Current-voltage measurements confirmed expected electrical behavior, while detailed analysis of low-frequency noise revealed a 1/f spectral dependence, indicative of trap activity within the graphene. Crucially, the team discovered that adjusting the width of the graphene micro-ribbons and the inter-electrode spacing directly influences the signal-to-noise ratio. Measurements show that optimizing these geometrical parameters can maximize the signal-to-noise ratio, a critical factor for sensitive sensing applications. Further investigation using random telegraph noise analysis provided insights into the underlying trap mechanisms contributing to the observed noise. This work establishes a direct link between the electronic properties of these devices and their physical design, offering valuable guidelines for future fabrication efforts. By carefully controlling the geometry of the interdigitated electrodes and graphene ribbons, scientists can engineer devices with enhanced signal quality and improved performance for a wide range of sensing technologies.
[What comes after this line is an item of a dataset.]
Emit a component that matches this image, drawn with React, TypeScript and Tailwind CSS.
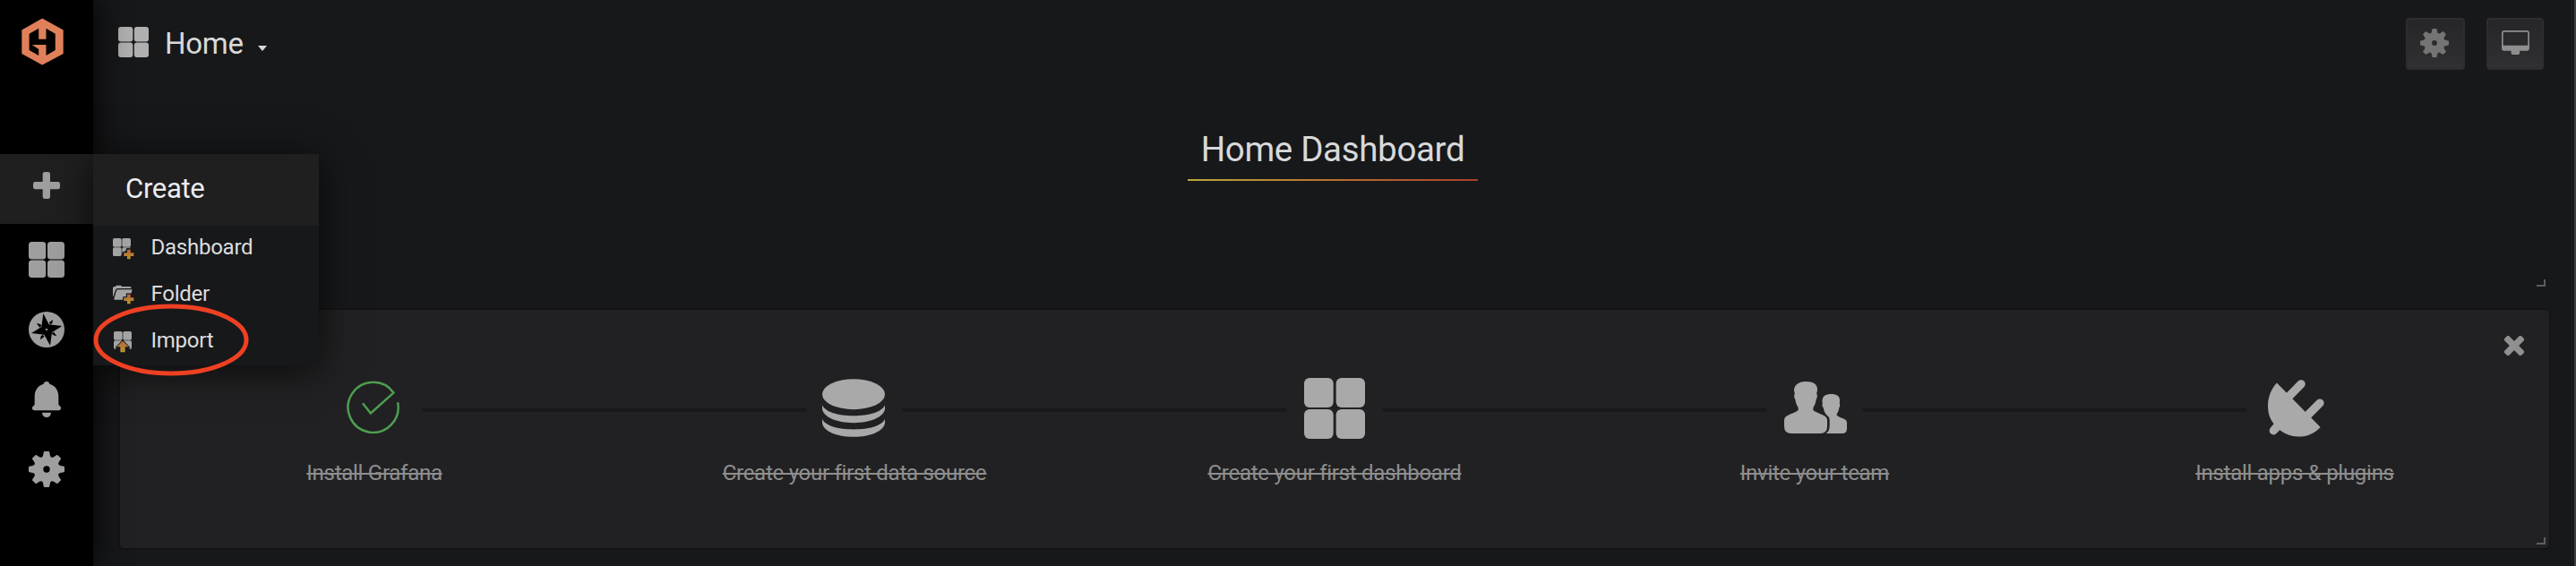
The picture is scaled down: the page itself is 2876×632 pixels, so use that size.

Graphene Noise Links Geometry, Conductance, Interfaces

This research presents a detailed investigation into graphene-based devices consisting of interdigitated electrodes and micro-ribbons, revealing key insights into their low-frequency noise characteristics. The team demonstrated that the geometry of these devices, specifically the width of the micro-ribbons and the electrode design, significantly influences the signal-to-noise ratio, offering guidelines for optimizing device fabrication. Through analysis of random telegraph noise signals, researchers identified up to three distinct noise levels originating from traps located at the interfaces between the graphene and surrounding materials. Furthermore, the study established a correlation between device conductance and the amplitude of random telegraph noise, indicating that higher conductance levels generally result in lower normalized noise amplitudes. This finding is valuable for both minimizing noise in sensor applications and, conversely, for exploiting noise as a sensing mechanism where high noise levels are desirable.